_Task to carry out_
Do not copy the pictures; transcribe all other material exactly.

_Stored data_
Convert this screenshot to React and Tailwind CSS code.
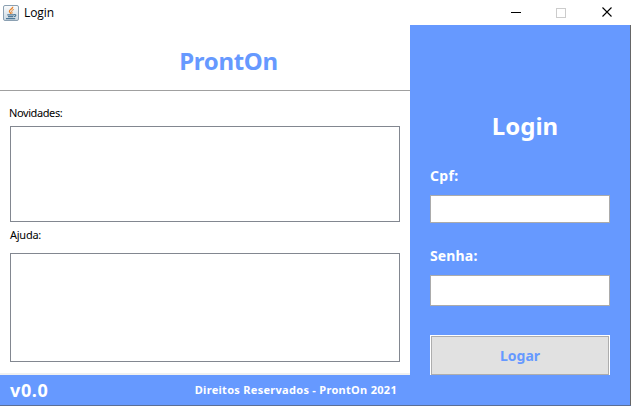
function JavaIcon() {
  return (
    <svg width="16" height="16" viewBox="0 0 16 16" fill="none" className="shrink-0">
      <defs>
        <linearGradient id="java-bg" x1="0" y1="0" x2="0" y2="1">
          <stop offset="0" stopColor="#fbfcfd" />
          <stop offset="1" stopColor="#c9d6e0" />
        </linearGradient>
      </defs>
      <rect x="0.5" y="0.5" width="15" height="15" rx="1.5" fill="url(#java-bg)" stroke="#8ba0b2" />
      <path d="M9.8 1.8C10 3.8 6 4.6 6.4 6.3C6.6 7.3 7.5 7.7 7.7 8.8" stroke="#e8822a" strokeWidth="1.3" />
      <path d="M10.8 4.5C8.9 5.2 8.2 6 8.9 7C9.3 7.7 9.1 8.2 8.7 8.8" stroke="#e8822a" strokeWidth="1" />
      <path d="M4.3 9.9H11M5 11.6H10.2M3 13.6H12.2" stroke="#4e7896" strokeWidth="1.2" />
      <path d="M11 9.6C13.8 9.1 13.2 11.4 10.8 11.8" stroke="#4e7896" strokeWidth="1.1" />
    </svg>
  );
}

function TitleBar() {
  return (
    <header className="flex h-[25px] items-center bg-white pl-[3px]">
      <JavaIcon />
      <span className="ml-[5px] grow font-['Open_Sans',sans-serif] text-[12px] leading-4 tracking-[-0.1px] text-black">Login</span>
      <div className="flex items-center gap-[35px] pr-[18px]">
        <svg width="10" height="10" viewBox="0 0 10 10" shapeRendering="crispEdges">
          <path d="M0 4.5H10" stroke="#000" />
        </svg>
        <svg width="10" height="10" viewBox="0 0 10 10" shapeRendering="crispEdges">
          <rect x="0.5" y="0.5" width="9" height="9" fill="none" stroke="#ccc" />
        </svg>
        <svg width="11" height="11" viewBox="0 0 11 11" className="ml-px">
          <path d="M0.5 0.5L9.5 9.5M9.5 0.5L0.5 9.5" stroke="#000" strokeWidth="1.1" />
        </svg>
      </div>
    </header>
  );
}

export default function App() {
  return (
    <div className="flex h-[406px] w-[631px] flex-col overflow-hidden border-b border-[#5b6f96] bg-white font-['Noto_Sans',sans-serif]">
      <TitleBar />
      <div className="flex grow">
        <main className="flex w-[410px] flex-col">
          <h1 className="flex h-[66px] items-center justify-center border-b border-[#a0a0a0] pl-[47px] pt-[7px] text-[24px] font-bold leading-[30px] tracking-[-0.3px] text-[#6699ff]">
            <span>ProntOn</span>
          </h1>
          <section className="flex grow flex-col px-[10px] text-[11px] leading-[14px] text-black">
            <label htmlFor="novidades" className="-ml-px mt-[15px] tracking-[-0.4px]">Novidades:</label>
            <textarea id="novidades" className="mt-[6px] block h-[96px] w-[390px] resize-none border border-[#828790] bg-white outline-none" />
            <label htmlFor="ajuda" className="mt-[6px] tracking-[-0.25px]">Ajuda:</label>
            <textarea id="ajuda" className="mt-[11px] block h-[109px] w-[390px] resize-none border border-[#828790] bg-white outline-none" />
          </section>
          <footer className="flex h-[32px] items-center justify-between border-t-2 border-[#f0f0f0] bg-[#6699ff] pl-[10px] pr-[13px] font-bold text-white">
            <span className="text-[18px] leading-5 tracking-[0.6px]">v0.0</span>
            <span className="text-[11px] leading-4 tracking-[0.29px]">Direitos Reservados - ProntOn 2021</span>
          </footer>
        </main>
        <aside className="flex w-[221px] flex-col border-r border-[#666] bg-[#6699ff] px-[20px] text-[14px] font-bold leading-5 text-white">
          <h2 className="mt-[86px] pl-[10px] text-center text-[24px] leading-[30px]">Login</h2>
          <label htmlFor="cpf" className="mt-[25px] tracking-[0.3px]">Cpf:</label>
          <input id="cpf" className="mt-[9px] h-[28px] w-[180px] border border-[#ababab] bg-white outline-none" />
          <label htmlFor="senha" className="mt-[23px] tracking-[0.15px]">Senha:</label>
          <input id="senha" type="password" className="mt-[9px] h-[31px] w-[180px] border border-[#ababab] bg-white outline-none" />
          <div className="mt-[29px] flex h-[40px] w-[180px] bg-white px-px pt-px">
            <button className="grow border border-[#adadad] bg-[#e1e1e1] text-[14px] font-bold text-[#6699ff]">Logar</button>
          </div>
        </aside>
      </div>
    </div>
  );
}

_Output below_
Convert this screenshot to React and Tailwind CSS code.
function JavaIcon() {
  return (
    <svg width="16" height="16" viewBox="0 0 16 16" fill="none" className="shrink-0">
      <defs>
        <linearGradient id="java-bg" x1="0" y1="0" x2="0" y2="1">
          <stop offset="0" stopColor="#fbfcfd" />
          <stop offset="1" stopColor="#c9d6e0" />
        </linearGradient>
      </defs>
      <rect x="0.5" y="0.5" width="15" height="15" rx="1.5" fill="url(#java-bg)" stroke="#8ba0b2" />
      <path d="M9.8 1.8C10 3.8 6 4.6 6.4 6.3C6.6 7.3 7.5 7.7 7.7 8.8" stroke="#e8822a" strokeWidth="1.3" />
      <path d="M10.8 4.5C8.9 5.2 8.2 6 8.9 7C9.3 7.7 9.1 8.2 8.7 8.8" stroke="#e8822a" strokeWidth="1" />
      <path d="M4.3 9.9H11M5 11.6H10.2M3 13.6H12.2" stroke="#4e7896" strokeWidth="1.2" />
      <path d="M11 9.6C13.8 9.1 13.2 11.4 10.8 11.8" stroke="#4e7896" strokeWidth="1.1" />
    </svg>
  );
}

function TitleBar() {
  return (
    <header className="flex h-[25px] items-center bg-white pl-[3px]">
      <JavaIcon />
      <span className="ml-[5px] grow font-['Open_Sans',sans-serif] text-[12px] leading-4 tracking-[-0.1px] text-black">Login</span>
      <div className="flex items-center gap-[35px] pr-[18px]">
        <svg width="10" height="10" viewBox="0 0 10 10" shapeRendering="crispEdges">
          <path d="M0 4.5H10" stroke="#000" />
        </svg>
        <svg width="10" height="10" viewBox="0 0 10 10" shapeRendering="crispEdges">
          <rect x="0.5" y="0.5" width="9" height="9" fill="none" stroke="#ccc" />
        </svg>
        <svg width="11" height="11" viewBox="0 0 11 11" className="ml-px">
          <path d="M0.5 0.5L9.5 9.5M9.5 0.5L0.5 9.5" stroke="#000" strokeWidth="1.1" />
        </svg>
      </div>
    </header>
  );
}

export default function App() {
  return (
    <div className="flex h-[406px] w-[631px] flex-col overflow-hidden border-b border-[#5b6f96] bg-white font-['Noto_Sans',sans-serif]">
      <TitleBar />
      <div className="flex grow">
        <main className="flex w-[410px] flex-col">
          <h1 className="flex h-[66px] items-center justify-center border-b border-[#a0a0a0] pl-[47px] pt-[7px] text-[24px] font-bold leading-[30px] tracking-[-0.3px] text-[#6699ff]">
            <span>ProntOn</span>
          </h1>
          <section className="flex grow flex-col px-[10px] text-[11px] leading-[14px] text-black">
            <label htmlFor="novidades" className="-ml-px mt-[15px] tracking-[-0.4px]">Novidades:</label>
            <textarea id="novidades" className="mt-[6px] block h-[96px] w-[390px] resize-none border border-[#828790] bg-white outline-none" />
            <label htmlFor="ajuda" className="mt-[6px] tracking-[-0.25px]">Ajuda:</label>
            <textarea id="ajuda" className="mt-[11px] block h-[109px] w-[390px] resize-none border border-[#828790] bg-white outline-none" />
          </section>
          <footer className="flex h-[32px] items-center justify-between border-t-2 border-[#f0f0f0] bg-[#6699ff] pl-[10px] pr-[13px] font-bold text-white">
            <span className="text-[18px] leading-5 tracking-[0.6px]">v0.0</span>
            <span className="text-[11px] leading-4 tracking-[0.29px]">Direitos Reservados - ProntOn 2021</span>
          </footer>
        </main>
        <aside className="flex w-[221px] flex-col border-r border-[#666] bg-[#6699ff] px-[20px] text-[14px] font-bold leading-5 text-white">
          <h2 className="mt-[86px] pl-[10px] text-center text-[24px] leading-[30px]">Login</h2>
          <label htmlFor="cpf" className="mt-[25px] tracking-[0.3px]">Cpf:</label>
          <input id="cpf" className="mt-[9px] h-[28px] w-[180px] border border-[#ababab] bg-white outline-none" />
          <label htmlFor="senha" className="mt-[23px] tracking-[0.15px]">Senha:</label>
          <input id="senha" type="password" className="mt-[9px] h-[31px] w-[180px] border border-[#ababab] bg-white outline-none" />
          <div className="mt-[29px] flex h-[40px] w-[180px] bg-white px-px pt-px">
            <button className="grow border border-[#adadad] bg-[#e1e1e1] text-[14px] font-bold text-[#6699ff]">Logar</button>
          </div>
        </aside>
      </div>
    </div>
  );
}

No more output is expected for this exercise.